Além disso, a calha se torna uma presença estética. Em dias de chuva, ela desenha no espaço um ritual visível de passagem. A água ganha palco. O som vira matéria do projeto.
Programa e fluidez
A casa abriga, em seus seis blocos, três suítes (sendo uma com closet), cozinha, sala de estar e jantar, lavanderia, vestiário, depósito e área técnica. Não há uma entrada única: a casa pode ser acessada por múltiplos pontos, o que reforça a ideia de fluidez e de não hierarquia entre os ambientes.
A circulação principal conecta os blocos com portas de vidro em ambos os lados, permitindo atravessar visualmente os volumes. A luz, o ar e a paisagem estão sempre presentes. O interior e o exterior não competem: eles se completam.
Soluções construtivas simples, espaços sofisticados
A casa é de execução simples: alvenaria de blocos de concreto, laje painel, estrutura convencional. Mas isso não compromete a qualidade espacial — pelo contrário. Ao apostar em materiais básicos, a atenção se desloca para o que realmente importa: a luz que entra, o ar que circula, o verde que invade.

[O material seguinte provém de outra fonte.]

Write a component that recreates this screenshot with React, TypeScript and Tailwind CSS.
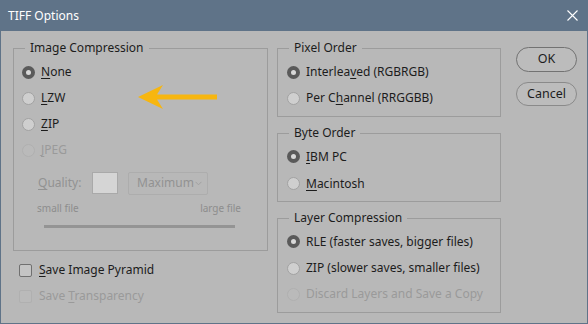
import React from "react";

const font = { fontFamily: '"Noto Sans", "Open Sans", sans-serif' };

function Radio({ checked, disabled }: { checked?: boolean; disabled?: boolean }) {
  if (checked) {
    return (
      <span className="w-[13px] h-[13px] rounded-full bg-[#5a5a5a] flex items-center justify-center shrink-0">
        <span className="w-[5px] h-[5px] rounded-full bg-[#d8d8d8]" />
      </span>
    );
  }
  if (disabled) {
    return <span className="w-[13px] h-[13px] rounded-full border border-[#b0b0b0] bg-[#bababa] shrink-0" />;
  }
  return <span className="w-[13px] h-[13px] rounded-full border border-[#a2a2a2] bg-[#cfcfcf] shrink-0" />;
}

function U({ children }: { children: React.ReactNode }) {
  return <span className="underline underline-offset-[2px] decoration-1">{children}</span>;
}

function Row({
  checked,
  disabled,
  children,
  h = "h-[26px]",
}: {
  checked?: boolean;
  disabled?: boolean;
  children: React.ReactNode;
  h?: string;
}) {
  return (
    <div className={`flex items-center gap-[6px] ${h}`}>
      <Radio checked={checked} disabled={disabled} />
      <span className={disabled ? "text-[#9a9a9a]" : "text-[#1c1c1c]"}>{children}</span>
    </div>
  );
}

function Group({
  title,
  children,
  className = "",
}: {
  title: string;
  children: React.ReactNode;
  className?: string;
}) {
  return (
    <fieldset className={`border border-[#9c9c9c] m-0 p-0 min-w-0 ${className}`}>
      <legend className="ml-[11px] px-[5px] h-[16px] leading-[16px] text-[#1c1c1c]">{title}</legend>
      {children}
    </fieldset>
  );
}

export default function App() {
  return (
    <div
      className="w-[588px] h-[324px] bg-[#5f7388] flex flex-col text-[12px] overflow-hidden relative"
      style={font}
    >
      <div className="h-[31px] flex items-center justify-between pl-[8px] pr-[10px] text-white shrink-0">
        <span className="text-[12px]">TIFF Options</span>
        <svg width="11" height="11" viewBox="0 0 11 11">
          <path d="M0.5 0.5 L10.5 10.5 M10.5 0.5 L0.5 10.5" stroke="#ffffff" strokeWidth="1.1" />
        </svg>
      </div>
      <div className="flex-1 mx-[1px] mb-[1px] bg-[#b8b8b8] flex pt-[9px] pl-[12px]">
        {/* left column */}
        <div className="w-[255px] flex flex-col shrink-0">
          <Group title="Image Compression" className="h-[211px]">
            <div className="pl-[8px] pt-[3px]">
              <Row checked>
                <U>N</U>one
              </Row>
              <Row>
                <U>L</U>ZW
              </Row>
              <Row>
                <U>Z</U>IP
              </Row>
              <Row disabled>
                <U>J</U>PEG
              </Row>
              <div className="flex items-center h-[22px] mt-[9px] pl-[16px] text-[#929292]">
                <span className="w-[54px]">
                  <U>Q</U>uality:
                </span>
                <span className="w-[26px] h-[22px] border border-[#a9a9a9] bg-[#d5d5d5]" />
                <span className="ml-[10px] w-[80px] h-[23px] border border-[#adadad] rounded-[2px] flex items-center justify-between pl-[8px] pr-[5px] text-[#929292] text-[12px]">
                  <span>Maximum</span>
                  <svg width="7" height="5" viewBox="0 0 7 5" className="shrink-0">
                    <path d="M0.5 0.8 L3.5 3.8 L6.5 0.8" stroke="#a0a0a0" fill="none" strokeWidth="1" />
                  </svg>
                </span>
              </div>
              <div className="flex justify-between items-center h-[16px] mt-[6px] pl-[15px] pr-[26px] text-[10px] text-[#8d8d8d]">
                <span>small file</span>
                <span>large file</span>
              </div>
              <div className="mt-[9px] ml-[22px] w-[191px] h-[3px] bg-[#949494]" />
            </div>
          </Group>
          <div className="mt-[6px] pl-[6px]">
            <div className="flex items-center gap-[7px] h-[26px]">
              <span className="w-[13px] h-[13px] rounded-[2px] border border-[#707070] bg-[#c4c4c4]" />
              <span className="text-[#1c1c1c]">
                <U>S</U>ave Image Pyramid
              </span>
            </div>
            <div className="flex items-center gap-[7px] h-[26px]">
              <span className="w-[13px] h-[13px] rounded-[2px] border border-[#b0b0b0] bg-[#bababa]" />
              <span className="text-[#9a9a9a]">
                Save <U>T</U>ransparency
              </span>
            </div>
          </div>
        </div>
        {/* middle column */}
        <div className="w-[224px] ml-[9px] flex flex-col shrink-0">
          <Group title="Pixel Order" className="h-[77px]">
            <div className="pl-[9px] pt-[3px]">
              <Row checked>
                Interlea<U>v</U>ed (RGBRGB)
              </Row>
              <Row>
                Per C<U>h</U>annel (RRGGBB)
              </Row>
            </div>
          </Group>
          <Group title="Byte Order" className="h-[77px] mt-[8px]">
            <div className="pl-[9px] pt-[2px]">
              <Row checked h="h-[27px]">
                <U>I</U>BM PC
              </Row>
              <Row h="h-[27px]">
                <U>M</U>acintosh
              </Row>
            </div>
          </Group>
          <Group title="Layer Compression" className="h-[103px] mt-[8px]">
            <div className="pl-[9px] pt-[2px]">
              <Row checked h="h-[27px]">
                RLE (faster saves, bigger files)
              </Row>
              <Row h="h-[26px]">ZIP (slower saves, smaller files)</Row>
              <Row disabled h="h-[26px]">
                Discard Layers and Save a Copy
              </Row>
            </div>
          </Group>
        </div>
        {/* buttons */}
        <div className="ml-[15px] pt-[7px] flex flex-col gap-[10px]">
          <button className="w-[61px] h-[25px] rounded-full border border-[#727272] bg-[#bcbcbc] text-[#1c1c1c] text-[12.5px]">
            OK
          </button>
          <button className="w-[61px] h-[24px] rounded-full border border-[#8a8a8a] bg-[#bcbcbc] text-[#1c1c1c] text-[12.5px]">
            Cancel
          </button>
        </div>
      </div>
      <svg className="absolute left-[136px] top-[83px]" width="84" height="30" viewBox="0 0 84 30">
        <path d="M2 14 L27 2 L21 11.5 L81 11.5 L81 16.5 L21 16.5 L27 26 Z" fill="#f7b60f" />
      </svg>
    </div>
  );
}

A casa não precisa de acabamentos sofisticados para ser encantadora. O lavabo, por exemplo, recebe um jardim interno. Um gesto singelo que transforma um ambiente utilitário em experiência sensorial.
Arquitetura como escuta
Esse projeto é, acima de tudo, uma resposta sensível ao lugar e às pessoas que o habitam. A solução da calha, que já havia sido testada em outro contexto, aqui ganha nova vida. A cobertura, embora semelhante em forma, produz outro tipo de relação com o entorno. E isso mostra que a arquitetura, quando feita com atenção, não se repete — ela se reinventa a partir do lugar.
Neste caso, mais do que edificar uma casa, tratava-se de escutar um terreno, um bosque, um tempo longo de espera. De escutar também os desejos dos moradores, que por anos observaram esse espaço vazio se preencher de vida.
O que fizemos, como arquitetos, foi amparar esse processo com cuidado e clareza. E, no final, entregar uma casa que não se impõe — mas que se oferece. Que não domina — mas que acolhe. Uma arquitetura que, ao invés de marcar presença, prefere se deixar contaminar.